Inequalities between Dirichlet and Neumann Eigenvalues on Surfaces (2412.19480v2)

Abstract: For a bounded Lipschitz domain $\Sigma$ in a Riemannian surface $M$ satisfying certain curvature condition, we prove that $$\mu_{3-\beta_1} \leq \lambda_{1},$$ where $\mu_k$ ($\lambda_k$ resp.) is the $k$-th Neumann (Dirichlet resp.) Laplacian eigenvalue on $\Sigma$ and $\beta_1$ is the first Betti number of $\Sigma.$ If $\Sigma$ is smooth and simply connected, we can further derive the strict inequality $ \mu_{3}< \lambda_{1}. $ This extends previous results on the Euclidean space to various curved surfaces, including the flat cylinder, the hyperbolic plane, hyperbolic cusp, collar, funnel, and minimal surfaces such as catenoid and helicoid.

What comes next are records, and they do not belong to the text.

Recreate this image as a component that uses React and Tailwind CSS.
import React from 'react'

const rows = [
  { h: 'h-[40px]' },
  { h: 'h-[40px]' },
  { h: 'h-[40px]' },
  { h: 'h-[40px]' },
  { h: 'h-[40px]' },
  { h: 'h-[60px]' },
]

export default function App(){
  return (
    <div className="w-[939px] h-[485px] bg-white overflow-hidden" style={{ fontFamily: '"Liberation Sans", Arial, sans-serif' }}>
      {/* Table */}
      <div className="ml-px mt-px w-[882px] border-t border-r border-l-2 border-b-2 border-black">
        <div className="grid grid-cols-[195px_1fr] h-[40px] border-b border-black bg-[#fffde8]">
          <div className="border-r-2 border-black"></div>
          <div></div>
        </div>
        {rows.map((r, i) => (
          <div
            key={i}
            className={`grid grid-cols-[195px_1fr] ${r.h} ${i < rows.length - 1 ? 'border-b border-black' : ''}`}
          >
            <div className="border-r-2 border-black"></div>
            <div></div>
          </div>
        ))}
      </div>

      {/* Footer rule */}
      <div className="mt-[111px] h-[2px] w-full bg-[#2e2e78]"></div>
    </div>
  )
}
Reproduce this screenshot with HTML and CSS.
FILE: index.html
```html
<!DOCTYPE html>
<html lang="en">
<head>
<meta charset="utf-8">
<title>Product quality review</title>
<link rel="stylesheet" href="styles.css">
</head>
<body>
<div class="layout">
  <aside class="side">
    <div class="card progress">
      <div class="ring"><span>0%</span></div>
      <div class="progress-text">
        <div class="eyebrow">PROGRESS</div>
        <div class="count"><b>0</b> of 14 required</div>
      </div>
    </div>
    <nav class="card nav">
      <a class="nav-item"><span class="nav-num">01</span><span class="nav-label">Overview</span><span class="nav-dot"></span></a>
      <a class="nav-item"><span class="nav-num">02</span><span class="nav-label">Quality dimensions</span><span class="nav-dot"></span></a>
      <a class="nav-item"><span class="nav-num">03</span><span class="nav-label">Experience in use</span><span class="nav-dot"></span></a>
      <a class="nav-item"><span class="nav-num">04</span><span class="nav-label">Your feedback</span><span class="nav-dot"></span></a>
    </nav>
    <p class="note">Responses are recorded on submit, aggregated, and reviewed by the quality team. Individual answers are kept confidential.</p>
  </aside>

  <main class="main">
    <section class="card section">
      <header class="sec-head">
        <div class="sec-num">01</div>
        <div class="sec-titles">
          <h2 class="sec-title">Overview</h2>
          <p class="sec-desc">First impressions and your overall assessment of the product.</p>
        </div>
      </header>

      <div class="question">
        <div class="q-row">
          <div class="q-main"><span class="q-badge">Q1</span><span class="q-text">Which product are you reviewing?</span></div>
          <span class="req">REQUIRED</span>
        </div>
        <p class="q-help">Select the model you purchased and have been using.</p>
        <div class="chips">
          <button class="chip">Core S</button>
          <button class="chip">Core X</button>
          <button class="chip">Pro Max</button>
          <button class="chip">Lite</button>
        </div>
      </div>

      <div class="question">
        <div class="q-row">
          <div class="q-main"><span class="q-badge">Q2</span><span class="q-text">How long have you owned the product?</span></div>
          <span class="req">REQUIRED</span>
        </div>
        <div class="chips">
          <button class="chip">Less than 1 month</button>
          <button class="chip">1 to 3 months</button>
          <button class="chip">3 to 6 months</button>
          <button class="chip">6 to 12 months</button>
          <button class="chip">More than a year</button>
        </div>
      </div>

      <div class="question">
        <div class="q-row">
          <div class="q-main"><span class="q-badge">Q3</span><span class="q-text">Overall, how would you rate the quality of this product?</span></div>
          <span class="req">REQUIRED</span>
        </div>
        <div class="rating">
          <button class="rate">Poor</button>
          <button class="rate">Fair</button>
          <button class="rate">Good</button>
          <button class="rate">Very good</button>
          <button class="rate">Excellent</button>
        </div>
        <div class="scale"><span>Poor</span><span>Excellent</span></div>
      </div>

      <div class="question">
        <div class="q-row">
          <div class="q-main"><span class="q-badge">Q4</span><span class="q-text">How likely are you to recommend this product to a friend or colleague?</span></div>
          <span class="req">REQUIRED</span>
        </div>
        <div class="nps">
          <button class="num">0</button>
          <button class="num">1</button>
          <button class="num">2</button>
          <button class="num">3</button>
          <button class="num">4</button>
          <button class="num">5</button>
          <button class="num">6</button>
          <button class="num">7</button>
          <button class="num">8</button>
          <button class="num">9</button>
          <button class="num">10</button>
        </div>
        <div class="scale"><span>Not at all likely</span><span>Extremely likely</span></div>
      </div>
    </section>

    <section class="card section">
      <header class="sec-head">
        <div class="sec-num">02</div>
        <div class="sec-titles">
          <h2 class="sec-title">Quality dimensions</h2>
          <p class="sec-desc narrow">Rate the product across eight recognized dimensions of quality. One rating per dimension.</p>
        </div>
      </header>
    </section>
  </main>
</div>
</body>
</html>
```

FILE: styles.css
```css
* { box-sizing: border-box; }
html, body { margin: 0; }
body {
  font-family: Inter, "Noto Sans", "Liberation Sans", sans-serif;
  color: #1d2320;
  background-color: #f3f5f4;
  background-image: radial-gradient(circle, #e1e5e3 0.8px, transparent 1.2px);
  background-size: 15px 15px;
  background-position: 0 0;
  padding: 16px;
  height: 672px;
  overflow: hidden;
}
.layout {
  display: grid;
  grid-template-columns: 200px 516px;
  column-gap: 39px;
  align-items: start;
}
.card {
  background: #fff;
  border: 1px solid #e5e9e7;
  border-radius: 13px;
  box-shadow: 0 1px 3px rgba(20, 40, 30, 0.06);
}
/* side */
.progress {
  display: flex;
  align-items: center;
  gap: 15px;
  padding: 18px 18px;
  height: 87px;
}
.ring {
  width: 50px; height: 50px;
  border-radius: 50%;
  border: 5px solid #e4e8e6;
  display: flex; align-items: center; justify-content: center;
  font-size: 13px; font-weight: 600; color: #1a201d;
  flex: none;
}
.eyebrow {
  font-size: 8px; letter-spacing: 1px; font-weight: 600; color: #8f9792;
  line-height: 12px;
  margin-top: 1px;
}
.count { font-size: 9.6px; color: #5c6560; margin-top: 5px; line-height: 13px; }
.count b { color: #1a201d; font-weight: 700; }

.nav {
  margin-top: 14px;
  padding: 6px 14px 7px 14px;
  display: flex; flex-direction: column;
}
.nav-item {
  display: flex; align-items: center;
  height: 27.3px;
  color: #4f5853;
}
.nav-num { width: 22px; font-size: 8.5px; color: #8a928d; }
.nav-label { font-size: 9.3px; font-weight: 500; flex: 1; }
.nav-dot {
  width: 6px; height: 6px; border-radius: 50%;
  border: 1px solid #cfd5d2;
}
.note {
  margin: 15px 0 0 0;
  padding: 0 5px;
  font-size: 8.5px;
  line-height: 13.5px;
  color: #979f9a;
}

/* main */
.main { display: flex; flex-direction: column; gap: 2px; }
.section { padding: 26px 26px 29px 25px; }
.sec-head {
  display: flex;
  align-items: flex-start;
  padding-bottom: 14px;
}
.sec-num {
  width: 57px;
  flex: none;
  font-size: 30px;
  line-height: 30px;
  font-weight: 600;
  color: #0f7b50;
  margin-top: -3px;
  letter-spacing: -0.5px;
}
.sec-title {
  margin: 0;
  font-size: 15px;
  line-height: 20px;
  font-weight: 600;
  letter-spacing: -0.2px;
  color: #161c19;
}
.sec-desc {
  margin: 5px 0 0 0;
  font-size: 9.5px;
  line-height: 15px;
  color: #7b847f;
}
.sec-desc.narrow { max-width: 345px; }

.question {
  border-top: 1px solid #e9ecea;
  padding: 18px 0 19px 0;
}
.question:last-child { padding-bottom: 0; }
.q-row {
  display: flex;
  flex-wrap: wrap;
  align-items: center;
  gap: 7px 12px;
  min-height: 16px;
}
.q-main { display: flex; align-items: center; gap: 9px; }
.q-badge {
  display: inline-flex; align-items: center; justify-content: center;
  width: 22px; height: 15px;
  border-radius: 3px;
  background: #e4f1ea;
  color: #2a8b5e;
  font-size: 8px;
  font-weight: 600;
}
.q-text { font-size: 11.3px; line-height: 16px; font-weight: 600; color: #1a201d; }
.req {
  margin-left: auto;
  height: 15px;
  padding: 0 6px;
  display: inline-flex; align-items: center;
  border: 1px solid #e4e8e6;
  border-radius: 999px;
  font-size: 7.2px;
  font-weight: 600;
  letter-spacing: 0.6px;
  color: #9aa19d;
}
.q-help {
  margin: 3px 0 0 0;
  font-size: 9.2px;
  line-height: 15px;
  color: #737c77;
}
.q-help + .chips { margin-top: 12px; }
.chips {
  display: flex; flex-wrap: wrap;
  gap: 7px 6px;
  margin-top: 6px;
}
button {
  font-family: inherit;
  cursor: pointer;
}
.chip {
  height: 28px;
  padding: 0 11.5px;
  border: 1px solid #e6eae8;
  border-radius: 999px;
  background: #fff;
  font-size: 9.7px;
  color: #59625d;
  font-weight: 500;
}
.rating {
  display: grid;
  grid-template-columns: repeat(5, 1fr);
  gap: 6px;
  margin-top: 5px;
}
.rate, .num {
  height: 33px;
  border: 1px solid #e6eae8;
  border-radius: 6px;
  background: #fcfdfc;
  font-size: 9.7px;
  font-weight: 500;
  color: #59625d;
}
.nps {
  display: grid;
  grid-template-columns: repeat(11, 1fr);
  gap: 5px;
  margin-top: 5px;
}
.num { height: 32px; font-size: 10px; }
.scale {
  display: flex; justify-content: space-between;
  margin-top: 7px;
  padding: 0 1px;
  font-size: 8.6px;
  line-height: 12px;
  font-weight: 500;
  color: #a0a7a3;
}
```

The novelty of the paper lies in comparing Dirichlet and Neumann Laplacian eigenvalues via the variational principle of the Hodge Laplacian on $1$-forms on a surface, extending the variational principle on vector fields in the Euclidean plane as developed by Rohleder. The comparison is reduced to the existence of a distance function with appropriate curvature conditions on its level sets.